**Given problem**. What lines of the data include the string "React"? Copy them all.
---+---
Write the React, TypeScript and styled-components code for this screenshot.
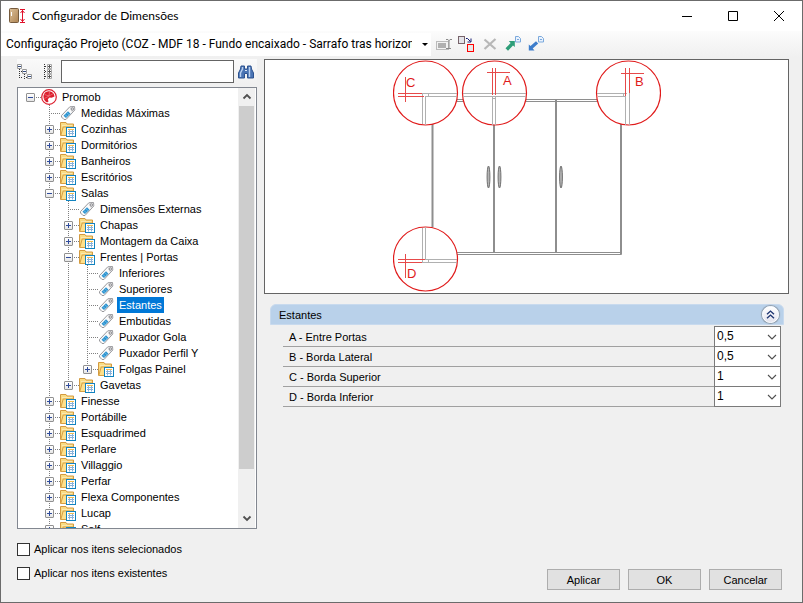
import React, { useState } from "react";
import styled, { createGlobalStyle, css } from "styled-components";

const ui = '"Liberation Sans", Arial, sans-serif';
const caption = 'Lato, "Segoe UI", sans-serif';
const toolbarFont = 'Roboto, "Segoe UI", sans-serif';

const GlobalStyle = createGlobalStyle`
  *, *::before, *::after { box-sizing: border-box; }
  html, body, #root { height: 100%; }
  body { margin: 0; font: 11px/16px ${ui}; color: #000; background: #f0f0f0; }
  button, input, select { font: inherit; color: inherit; }
  svg { display: block; flex: none; }
`;

const Window = styled.main`
  display: flex;
  flex-direction: column;
  height: 100%;
  border: 1px solid #6b6b6b;
  background: #f0f0f0;
`;

const TitleBar = styled.header`
  display: flex;
  align-items: center;
  gap: 6px;
  height: 30px;
  flex: none;
  padding-left: 8px;
  background: #fff;
`;

const Title = styled.h1`
  flex: 1;
  margin: 0;
  font: 400 12px/16px ${caption};
  white-space: nowrap;
`;

const CaptionButtons = styled.div`
  display: flex;
`;

const CaptionButton = styled.button`
  display: flex;
  align-items: center;
  justify-content: center;
  width: 46px;
  height: 30px;
  padding: 0;
  border: 0;
  background: none;
  &:hover { background: #e5e5e5; }
`;

const Toolbar = styled.div`
  display: flex;
  align-items: center;
  flex: none;
  height: 26px;
  background: linear-gradient(#fcfcfc, #f0f0f0);
`;

const ProjectBox = styled.div`
  display: grid;
  align-items: center;
  width: 430px;
  height: 23px;
  background: #fff;
  > * { grid-area: 1 / 1; }
  > svg { justify-self: end; margin-right: 3px; pointer-events: none; }
`;

const ProjectSelect = styled.select`
  appearance: none;
  width: 100%;
  height: 23px;
  padding: 0 19px 0 5px;
  border: 0;
  outline: 0;
  background: none;
  font: 12px/16px ${toolbarFont};
`;

const ToolButton = styled.button`
  display: flex;
  align-items: center;
  justify-content: center;
  width: 23px;
  height: 23px;
  padding: 0;
  border: 0;
  background: none;
`;

const TreeButton = styled(ToolButton)`
  width: auto;
`;

const ToolGroup = styled.div`
  display: flex;
  padding-left: 1px;
`;

const TreeTools = styled.div`
  display: flex;
  gap: 10px;
  padding-right: 9px;
`;

const Body = styled.div`
  display: flex;
  flex: 1;
  min-height: 0;
  gap: 7px;
  padding: 2px 13px 12px 16px;
`;

const Sidebar = styled.aside`
  display: flex;
  flex-direction: column;
  width: 240px;
  flex: none;
`;

const SearchRow = styled.div`
  display: flex;
  align-items: center;
  height: 25px;
  margin-bottom: 3px;
  background: linear-gradient(#fafafa, #f0f0f0);
`;

const SearchInput = styled.input`
  flex: 1;
  min-width: 0;
  height: 23px;
  padding: 0 4px;
  border: 1px solid #646464;
  outline: 0;
  background: #fff;
`;

const TreeBox = styled.div`
  display: flex;
  flex: 1;
  min-height: 0;
  border: 1px solid #828790;
  background: #fff;
  padding-right: 1px;
`;

const TreeList = styled.ul`
  flex: 1;
  min-width: 0;
  margin: 0;
  padding: 1px 0 0 4px;
  list-style: none;
  overflow: hidden;
`;

const TreeRow = styled.li`
  display: flex;
  align-items: center;
  height: 16px;
`;

const Guide = styled.span<{ $line?: "full" | "upper" | "none"; $branch?: boolean }>`
  position: relative;
  display: flex;
  align-items: center;
  justify-content: center;
  flex: none;
  width: 19px;
  height: 16px;
  padding-right: 2px;
  ${(p) => p.$line && p.$line !== "none" && css`
    &::before {
      content: "";
      position: absolute;
      left: 8px;
      top: 0;
      width: 1px;
      height: ${p.$line === "upper" ? "8px" : "16px"};
      background: repeating-linear-gradient(#808080 0 1px, transparent 1px 2px);
    }
  `}
  ${(p) => p.$branch && css`
    &::after {
      content: "";
      position: absolute;
      left: 9px;
      right: 0;
      top: 8px;
      height: 1px;
      background: repeating-linear-gradient(90deg, transparent 0 1px, #808080 1px 2px);
    }
  `}
`;

const Expander = styled.button`
  position: relative;
  z-index: 1;
  width: 9px;
  height: 9px;
  padding: 0;
  border: 1px solid #919191;
  border-radius: 1px;
  background: linear-gradient(#fff, #e6e6e6);
  > svg { width: 7px; height: 7px; }
`;

const NodeLabel = styled.span<{ $selected?: boolean }>`
  margin-left: 3px;
  padding: 0 2px;
  white-space: nowrap;
  color: ${(p) => (p.$selected ? "#fff" : "#000")};
  background: ${(p) => (p.$selected ? "#0078d7" : "transparent")};
`;

const ScrollBar = styled.div`
  display: flex;
  flex-direction: column;
  width: 17px;
  padding-bottom: 1px;
  background: #f0f0f0;
`;

const ScrollButton = styled.button`
  display: flex;
  align-items: center;
  justify-content: center;
  height: 18px;
  flex: none;
  padding: 0;
  border: 0;
  background: #f0f0f0;
`;

const ScrollTrack = styled.div`
  flex: 1;
`;

const ScrollThumb = styled.div`
  height: 90%;
  margin: 0 1px;
  background: #cdcdcd;
`;

const CheckList = styled.div`
  display: flex;
  flex-direction: column;
  gap: 8px;
  padding: 12px 0 9px;
`;

const CheckLabel = styled.label`
  display: flex;
  align-items: center;
  gap: 4px;
  height: 16px;
`;

const CheckBox = styled.input`
  appearance: none;
  width: 13px;
  height: 13px;
  margin: 0;
  border: 1px solid #333;
  background: #fff;
  &:checked { box-shadow: inset 0 0 0 2px #fff; background: #0078d7; }
`;

const Content = styled.section`
  display: flex;
  flex-direction: column;
  flex: 1;
  min-width: 0;
`;

const Preview = styled.div`
  display: flex;
  justify-content: center;
  border: 1px solid #646464;
  background: #fff;
`;

const Group = styled.section`
  margin: 10px 5px 0 6px;
`;

const GroupHeader = styled.header`
  display: flex;
  align-items: center;
  justify-content: space-between;
  height: 21px;
  padding: 0 4px 0 8px;
  border: 1px solid #c8daee;
  border-radius: 6px 6px 0 0;
  background: #b9d1ea;
`;

const GroupTitle = styled.h2`
  margin: 0;
  font: 400 11px/16px ${ui};
`;

const CollapseButton = styled.button`
  display: flex;
  align-items: center;
  justify-content: center;
  width: 17px;
  height: 17px;
  padding: 0;
  border: 1px solid #fff;
  border-radius: 50%;
  background: linear-gradient(#fff, #e4e4ee);
  box-shadow: 0 0 1px 1px #8f9ba8;
`;

const FieldList = styled.div`
  margin: 2px 3px 0 13px;
`;

const Field = styled.div`
  display: flex;
  align-items: center;
  height: 20px;
  border-bottom: 1px solid #a0a0a0;
  padding-left: 6px;
`;

const FieldLabel = styled.label`
  flex: 1;
`;

const ValueBox = styled.div`
  display: grid;
  align-items: center;
  align-self: start;
  width: 67px;
  height: 21px;
  margin-top: -1px;
  border: 1px solid #7a7a7a;
  background: #fff;
  > * { grid-area: 1 / 1; }
  > svg { justify-self: end; margin-right: 3px; pointer-events: none; }
`;

const ValueSelect = styled.select`
  appearance: none;
  width: 100%;
  height: 19px;
  padding: 0 18px 1px 2px;
  border: 0;
  outline: 0;
  background: none;
  font-size: 12px;
`;

const Actions = styled.footer`
  display: flex;
  justify-content: flex-end;
  gap: 8px;
  margin-top: auto;
  padding-right: 7px;
`;

const ActionButton = styled.button`
  width: 73px;
  height: 21px;
  padding: 0;
  border: 1px solid #adadad;
  background: #e1e1e1;
`;

const FolderIcon = () => (
  <svg width="16" height="16" viewBox="0 0 16 16">
    <path d="M.5 14.500V1.500H6l1 1.500h6.500V7" fill="#f9dc84" stroke="#d39a40" />
    <path d="M.8 14.500 3.200 6H13v8.500z" fill="#ffe08a" stroke="#d6a044" />
    <path d="M2 4.500h10" stroke="#fbe9b0" />
    <rect x="6.500" y="6.500" width="9" height="9" fill="#fff" stroke="#1283bf" />
    <path d="M8 8.500h6" stroke="#f1bd4f" />
    <path d="M8 10.500h6M8 12.500h6M9.500 9v5.500M12.500 9v5.500" stroke="#8bb3da" />
  </svg>
);

const TagIcon = () => (
  <svg width="16" height="16" viewBox="0 0 16 16">
    <path d="M1.500 10.500 9.800 1.800 14.500 1.500 14.800 5 6 14.500H4L1.500 12z" fill="#fafafa" stroke="#98989c" />
    <path d="M10 2.500 14 2l.4 3-2.500 2.500z" fill="#d9d9dc" />
    <path d="m3.500 10.700 4.500-4.500 2.500 2.500L6 13z" fill="#2d93cf" />
    <path d="m5 9.500 2.300 2.300M6.800 7.500 9 9.800" stroke="#8fd0f2" strokeWidth=".7" />
    <circle cx="12.300" cy="4" r="1.200" fill="#fff" stroke="#858589" />
  </svg>
);

const PromobIcon = () => (
  <svg width="16" height="16" viewBox="0 0 16 16">
    <circle cx="8" cy="8" r="7.300" fill="#fff" stroke="#dc1f2e" strokeWidth="1.200" />
    <path d="M8.300 2.300C4.500 2 2.300 5 2.500 8c.1 2.500 1.500 4.500 3.500 5.500l1.500-1-.7-2.200L8.500 8.500l2 .3 3-1.300C13.300 4.500 11 2.500 8.300 2.300z" fill="#dc1f2e" />
    <path d="M8.500 2.500 8 7M3.500 5.500 8 7l4.500-2.500M3.500 9.500 8 7" stroke="#f58b92" strokeWidth=".6" fill="none" />
  </svg>
);

const CabinetIcon = () => (
  <svg width="17" height="16" viewBox="0 0 17 16">
    <defs>
      <linearGradient id="wood" x1="0" x2="1" y1="0" y2="1">
        <stop offset="0" stopColor="#dcc19a" />
        <stop offset="1" stopColor="#ae8453" />
      </linearGradient>
    </defs>
    <rect x=".5" y=".5" width="9" height="14" rx="1" fill="url(#wood)" stroke="#765b3d" />
    <path d="M2.500 4v4" stroke="#fff" />
    <path d="M11 1.500h5M11 14.500h5" stroke="#e0102a" />
    <path d="M13.500 2v12M11.500 5l2-2.500 2 2.500M11.500 11l2 2.500 2-2.500" fill="none" stroke="#e0102a" />
  </svg>
);

const Chevron = ({ up = false, thin = false }: { up?: boolean; thin?: boolean }) => (
  <svg width="10" height="10" viewBox="0 0 10 10">
    <path
      d={up ? "M1.500 6.500 5 3l3.500 3.500" : thin ? "M1 3l4 4 4-4" : "M1.500 3.500 5 7l3.500-3.500"}
      fill="none"
      stroke="#505050"
      strokeWidth={thin ? 1.1 : 1.8}
    />
  </svg>
);

const CollapseTreeIcon = () => (
  <svg width="16" height="16" viewBox="0 0 16 16" fill="none">
    <path d="M2.500 5v10M7.500 10v5M4 7.500h2M4 13.500h2M9 13.500h1" stroke="#333" strokeDasharray="1 1" />
    <path d="M.5.500h4v4h-4zM5.500 5.500h4v4h-4zM10.500 10.500h4v4h-4z" fill="#fff" stroke="#9a9a9a" />
    <path d="M1 2.500h3M6 7.500h3M11 12.500h3" stroke="#344d82" />
  </svg>
);

const ExpandTreeIcon = () => (
  <svg width="9" height="16" viewBox="0 0 9 16" fill="none">
    <path d="M1.500 0v16M2 2.500h2M2 7.500h2M2 12.500h2" stroke="#333" strokeDasharray="1 1" />
    <path d="M4.500.500h4v4h-4zM4.500 5.500h4v4h-4zM4.500 10.500h4v4h-4z" fill="#fff" stroke="#a8a8a8" />
    <path d="M5 2.500h3M6.500 1v3M5 7.500h3M6.500 6v3M5 12.500h3M6.500 11v3" stroke="#555" />
  </svg>
);

const BinocularsIcon = () => (
  <svg width="16" height="14" viewBox="0 0 16 14">
    <path d="M3 1h3.500v3h3V1H13l.5 3 2 4v5H9.500V8.500h-3V13H.5V8l2-4z" fill="#4a74b4" stroke="#2c528f" />
    <path d="M4.500 2v2L2.500 8v4M11.500 2v2L11.500 8v4" stroke="#b9d0f0" strokeWidth="1.400" fill="none" />
    <path d="M7 5.500h2" stroke="#dce8f8" />
  </svg>
);

const RenameIcon = () => (
  <svg width="16" height="13" viewBox="0 0 16 13" fill="none">
    <rect x=".5" y="3.500" width="12" height="8" fill="#f2f2f2" stroke="#bbb" />
    <path d="M2 5h8v5H2z" fill="#b0b0b0" />
    <path d="M10 1.500h2l1 1 1-1h2M13 2v8M10 10.500h5" stroke="#8a8a8a" />
  </svg>
);

const ReplaceIcon = () => (
  <svg width="17" height="17" viewBox="0 0 17 17" fill="none">
    <rect x=".5" y=".5" width="6" height="7" fill="#e4e4e9" stroke="#77636a" />
    <rect x="9.500" y="8.500" width="6" height="7" fill="#e8e8e8" stroke="#f00" />
    <path d="M8 2.500h1.500l3 3M13 2.500v3.500H9.500" stroke="#141b73" />
  </svg>
);

const DeleteIcon = () => (
  <svg width="14" height="12" viewBox="0 0 14 12">
    <path d="m1.500 1.500 11 9.500M12.500 1 1.500 11" stroke="#b7b7b7" strokeWidth="2.200" />
  </svg>
);

const TransferIcon = ({ color, down = false }: { color: string; down?: boolean }) => (
  <svg width="16" height="16" viewBox="0 0 16 16">
    <path d={down ? "M.8 14.500V8.500l1.700 1.500L8 5.200l2.200 2.300-5.500 5L6.500 14.500z" : "M9.800 5v6L8 9.400 3 14.800.5 12.300 5.600 7.100 3.800 5z"} fill={color} />
    <path d="M10.500.500h3l2 2v3.500h-5z" fill="#e9f2fd" stroke="#7ba9dc" />
    <path d="M12 3.500h2" stroke="#7ba9dc" />
  </svg>
);

const CabinetDrawing = () => (
  <svg width="268" height="233" viewBox="393 60 268 233" fill="none" role="img" aria-label="Estantes">
    <g stroke="#8e8e8e" strokeWidth="1">
      <path d="M457 99.500h8M457 101.500h8M526 99.500h72M526 101.500h72M457 252.500h164.500M457 254.500h164.500v-2" />
    </g>
    <path d="M432.500 124v103M494 125v127.500M556 100v152.500M621 124v130" stroke="#8e8e8e" strokeWidth="2" />
    <g fill="#fff" stroke="#e01b1b" strokeWidth="1.200">
      <circle cx="425.500" cy="93" r="32" />
      <circle cx="494.500" cy="93" r="32" />
      <circle cx="628.500" cy="93" r="32" />
      <circle cx="425.500" cy="259" r="32" />
    </g>
    <g stroke="#b0b0b0">
      <path d="M422.500 93v31M425.500 97v28M422 93.500h35M425 96.500h32M428.500 94v2" />
      <path d="M463 93.500h63M463 96.500h63M492.500 97v28M495.500 97v28M492.500 98.500h3" />
      <path d="M597 93.500h30M598 96.500h28M625.500 96v29M629.500 93v32M623.500 94v2" />
      <path d="M422.500 228v34M425.500 227v32M425 259.500h32M422 262.500h35M428.500 260v2" />
    </g>
    <g stroke="#e64a4a">
      <path d="M398 93.500h24M398 96.500h26M405.500 77v25" />
      <path d="M487 72.500h23M492.500 68v27M495.500 68v27" />
      <path d="M621 73.500h23M625.500 68v28M629.500 68v25" />
      <path d="M398 259.500h27M398 262.500h24M405.500 254v24" />
    </g>
    <g fill="#b4b4b4" stroke="#707070">
      <ellipse cx="488.500" cy="177" rx="1.400" ry="11" />
      <ellipse cx="499.500" cy="177" rx="1.400" ry="11" />
      <ellipse cx="561" cy="177" rx="1.400" ry="11" />
    </g>
    <g fill="#e01b1b" fontFamily="Liberation Sans, Arial, sans-serif" fontSize="13">
      <text x="406" y="87">C</text>
      <text x="503" y="85">A</text>
      <text x="635" y="86">B</text>
      <text x="407" y="278">D</text>
    </g>
  </svg>
);

type Line = "full" | "upper" | "none";
type Node = { label: string; icon?: "tag" | "root"; open?: boolean; children?: Node[] };

const tree: Node[] = [
  {
    label: "Promob",
    icon: "root",
    open: true,
    children: [
      { label: "Medidas Máximas", icon: "tag" },
      { label: "Cozinhas" },
      { label: "Dormitórios" },
      { label: "Banheiros" },
      { label: "Escritórios" },
      {
        label: "Salas",
        open: true,
        children: [
          { label: "Dimensões Externas", icon: "tag" },
          { label: "Chapas" },
          { label: "Montagem da Caixa" },
          {
            label: "Frentes | Portas",
            open: true,
            children: [
              { label: "Inferiores", icon: "tag" },
              { label: "Superiores", icon: "tag" },
              { label: "Estantes", icon: "tag" },
              { label: "Embutidas", icon: "tag" },
              { label: "Puxador Gola", icon: "tag" },
              { label: "Puxador Perfil Y", icon: "tag" },
              { label: "Folgas Painel" },
            ],
          },
          { label: "Gavetas" },
        ],
      },
      { label: "Finesse" },
      { label: "Portábille" },
      { label: "Esquadrimed" },
      { label: "Perlare" },
      { label: "Villaggio" },
      { label: "Perfar" },
      { label: "Flexa Componentes" },
      { label: "Lucap" },
      { label: "Self" },
    ],
  },
];

type BranchProps = { nodes: Node[]; guides: Line[]; selected: string; onSelect: (label: string) => void };

const Branch = ({ nodes, guides, selected, onSelect }: BranchProps) => (
  <>
    {nodes.map((node, i) => {
      const root = node.icon === "root";
      const last = i === nodes.length - 1;
      return (
        <React.Fragment key={node.label}>
          <TreeRow role="treeitem" aria-level={guides.length + 1} aria-selected={selected === node.label} onClick={() => onSelect(node.label)}>
            {guides.map((line, n) => <Guide key={n} $line={line} />)}
            <Guide $line={root ? "none" : last ? "upper" : "full"} $branch>
              {node.icon !== "tag" && (
                <Expander aria-label={node.open ? "Recolher" : "Expandir"}>
                  <svg viewBox="0 0 7 7">
                    <path d={node.open ? "M1 3.500h5" : "M1 3.500h5M3.500 1v5"} stroke="#2f4b9b" />
                  </svg>
                </Expander>
              )}
            </Guide>
            {root ? <PromobIcon /> : node.icon === "tag" ? <TagIcon /> : <FolderIcon />}
            <NodeLabel $selected={selected === node.label}>{node.label}</NodeLabel>
          </TreeRow>
          {node.open && node.children && (
            <Branch nodes={node.children} guides={[...guides, root || last ? "none" : "full"]} selected={selected} onSelect={onSelect} />
          )}
        </React.Fragment>
      );
    })}
  </>
);

const fields = [
  { id: "a", label: "A - Entre Portas", value: "0,5" },
  { id: "b", label: "B - Borda Lateral", value: "0,5" },
  { id: "c", label: "C - Borda Superior", value: "1" },
  { id: "d", label: "D - Borda Inferior", value: "1" },
];

export default function App() {
  const [selected, setSelected] = useState("Estantes");
  return (
    <>
      <GlobalStyle />
      <Window>
        <TitleBar>
          <CabinetIcon />
          <Title>Configurador de Dimensões</Title>
          <CaptionButtons>
            <CaptionButton aria-label="Minimizar">
              <svg width="10" height="10" viewBox="0 0 10 10"><path d="M0 5.500h10" stroke="#000" /></svg>
            </CaptionButton>
            <CaptionButton aria-label="Maximizar">
              <svg width="10" height="10" viewBox="0 0 10 10"><path d="M.5.500h9v9h-9z" fill="none" stroke="#000" /></svg>
            </CaptionButton>
            <CaptionButton aria-label="Fechar">
              <svg width="10" height="10" viewBox="0 0 10 10"><path d="m0 0 10 10M10 0 0 10" stroke="#000" /></svg>
            </CaptionButton>
          </CaptionButtons>
        </TitleBar>
        <Toolbar>
          <ProjectBox>
            <ProjectSelect aria-label="Configuração">
              <option>Configuração Projeto (COZ - MDF 18 - Fundo encaixado - Sarrafo tras horizontal)</option>
            </ProjectSelect>
            <svg width="6" height="3" viewBox="0 0 6 3"><path d="M0 0h6L3 3z" fill="#000" /></svg>
          </ProjectBox>
          <ToolGroup>
            <ToolButton aria-label="Renomear"><RenameIcon /></ToolButton>
            <ToolButton aria-label="Substituir"><ReplaceIcon /></ToolButton>
            <ToolButton aria-label="Excluir"><DeleteIcon /></ToolButton>
            <ToolButton aria-label="Exportar"><TransferIcon color="#2e9e78" /></ToolButton>
            <ToolButton aria-label="Importar"><TransferIcon color="#3d7dcb" down /></ToolButton>
          </ToolGroup>
        </Toolbar>
        <Body>
          <Sidebar>
            <SearchRow>
              <TreeTools>
                <TreeButton aria-label="Recolher tudo"><CollapseTreeIcon /></TreeButton>
                <TreeButton aria-label="Expandir tudo"><ExpandTreeIcon /></TreeButton>
              </TreeTools>
              <SearchInput aria-label="Pesquisar" />
              <ToolButton aria-label="Localizar"><BinocularsIcon /></ToolButton>
            </SearchRow>
            <TreeBox>
              <TreeList role="tree" aria-label="Itens">
                <Branch nodes={tree} guides={[]} selected={selected} onSelect={setSelected} />
              </TreeList>
              <ScrollBar>
                <ScrollButton aria-label="Rolar para cima"><Chevron up /></ScrollButton>
                <ScrollTrack><ScrollThumb /></ScrollTrack>
                <ScrollButton aria-label="Rolar para baixo"><Chevron /></ScrollButton>
              </ScrollBar>
            </TreeBox>
            <CheckList>
              <CheckLabel><CheckBox type="checkbox" />Aplicar nos itens selecionados</CheckLabel>
              <CheckLabel><CheckBox type="checkbox" />Aplicar nos itens existentes</CheckLabel>
            </CheckList>
          </Sidebar>
          <Content>
            <Preview><CabinetDrawing /></Preview>
            <Group>
              <GroupHeader>
                <GroupTitle>Estantes</GroupTitle>
                <CollapseButton aria-label="Recolher grupo">
                  <svg width="9" height="9" viewBox="0 0 9 9"><path d="m1 4.300 3.500-3.200L8 4.300M1 8.300l3.500-3.200L8 8.300" fill="none" stroke="#1f3672" strokeWidth="1.400" /></svg>
                </CollapseButton>
              </GroupHeader>
              <FieldList>
                {fields.map((f) => (
                  <Field key={f.id}>
                    <FieldLabel htmlFor={f.id}>{f.label}</FieldLabel>
                    <ValueBox>
                      <ValueSelect id={f.id} defaultValue={f.value}><option>{f.value}</option></ValueSelect>
                      <Chevron thin />
                    </ValueBox>
                  </Field>
                ))}
              </FieldList>
            </Group>
            <Actions>
              <ActionButton>Aplicar</ActionButton>
              <ActionButton>OK</ActionButton>
              <ActionButton>Cancelar</ActionButton>
            </Actions>
          </Content>
        </Body>
      </Window>
    </>
  );
}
---+---
**Result**.
Write the React, TypeScript and styled-components code for this screenshot.
import React, { useState } from "react";
        <React.Fragment key={node.label}>
        </React.Fragment>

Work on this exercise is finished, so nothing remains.